I like nvidea, and am planning on sticking with them instead of ati.

yikes, $500 is a little out of my price range…
I currently have a total of $100 for buying a video card, btw.

This will be more than enough power for you buddy :smiley:
I currently have an 8800GTX and its more or less around the same power as the 9800GT and i still get 30-60 FPS in all new games. (apart from crysis :P) so its going to have plenty of power and then some, when you use blender :slight_smile:
The only real difference between the two cards is that the 8800GTX has a wider bus so it will have a little more muscle at higher resolutions but the 9800 has a smaller core so it uses much less power :slight_smile:
http://www.newegg.com/Product/Product.aspx?Item=N82E16814134066

Hope that helps!

Minifig: if you are looking for render power, a multiple core processor is the best, video card won’t affect rendering a whole lot.
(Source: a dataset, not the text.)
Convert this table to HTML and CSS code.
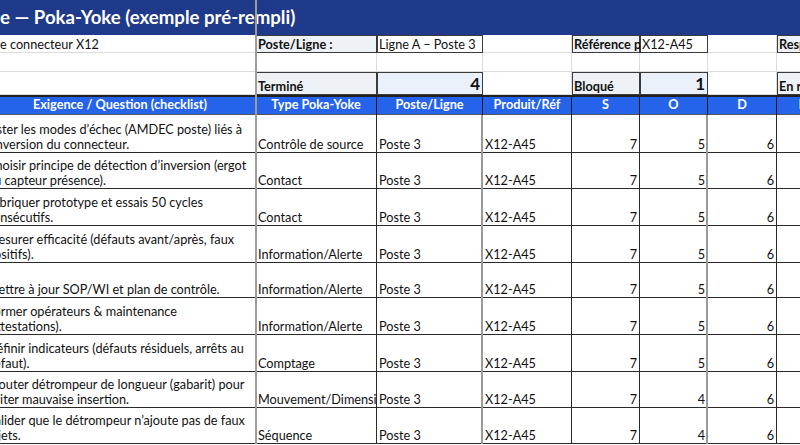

But if you’re looking for game engine speed and that sort of thing…then you need a good video card.

What about a Nvidia Geforce FX 5500?
That’s what Starcraft 2 says that it’ll need to be able to play it…
(and yes, I’m wanting this for the GE)

It might display stuff on the screen…but no…don’t go there.

For a minimum I’d get a 9500GT (~$60) or a 9800 GT (~$100)

Um, no. With the fx you are entering the dark ages. 4 was good, fx wasn’t 6 started to aproach where 4 was again 7 was pretty good for the time.

I would say that you should go for a newish card because new stuff supports stuff like GLSL and will continue to support new stuff farther into the future

All these people are steering you right. DON’T go FX! If you have to stay under $100, get the best card that fits the architecture of the PC your getting. Nvidia released 8000 series, 9000 series, and then went back to, like 200 series.

I mean 8000 series had 8200, 8400, 8600, 8700, 8800, 8900, etc. The higher the number, the better the chip on the card is.

GT usually means the memory is faster…that’s good. It means prettier pictures on your screen and they get drawn faster.

And so that leads to the the amount of memory…er…RAM. The more the better.

Problem is, it’s not fair if we don’t know the architecture of the PC you’re buying. There are subtle changes you can make to certain things you buy that can make a big difference.

An ASUS motherboard with an older Intel chipset will run excellent with dual 7600 graphic cards in SLI mode, however an Nvidia motherboard would walk all over that with a single 9200 GT.

Sorry, not to confuse you, but let’s hear what yer gettin dude!

for about $125 on newegg you can get a Nvidia GTS 250 which is what I got (I’ll have 2 soon :slight_smile: )

The Nvidia 250 is actually a re-branded 9800GTX+(but made with a 55 nm process) which you can get from new egg for $119.

I think its a good idea to get the 250 because it will have lower power consumption and is almost the same price…plus you could overclock it more because of the smaller core process.
Nice thinking RAMBO

Generally the hierarchy or Nvidia cards go like this:-

X3XX low end
X6XX Mid Range
X8XX High End

X8XX GS
X8XX GTS
X8XX GT
X8XX GTX
X8XX GTX+

XX50 or XX5 Double GPU on a single card.

Unfortunately it gets more complicated when you start comparing cards with the from different series :S

A 8300 will not beat a 7800 but a 8600 would (or would be around the same)

Hope that helps :slight_smile:

I currently have a gtx 260 which I have to say is running mighty fine, if not a little toasty.
Have a look at the gts250, it’s a very good card and good value for money - If that’s a little out of your price range you could go for a 9800gt which are also very good.

Personally i’d just see what the best nvidia card you can get for your money is - They’re all very good from my experience.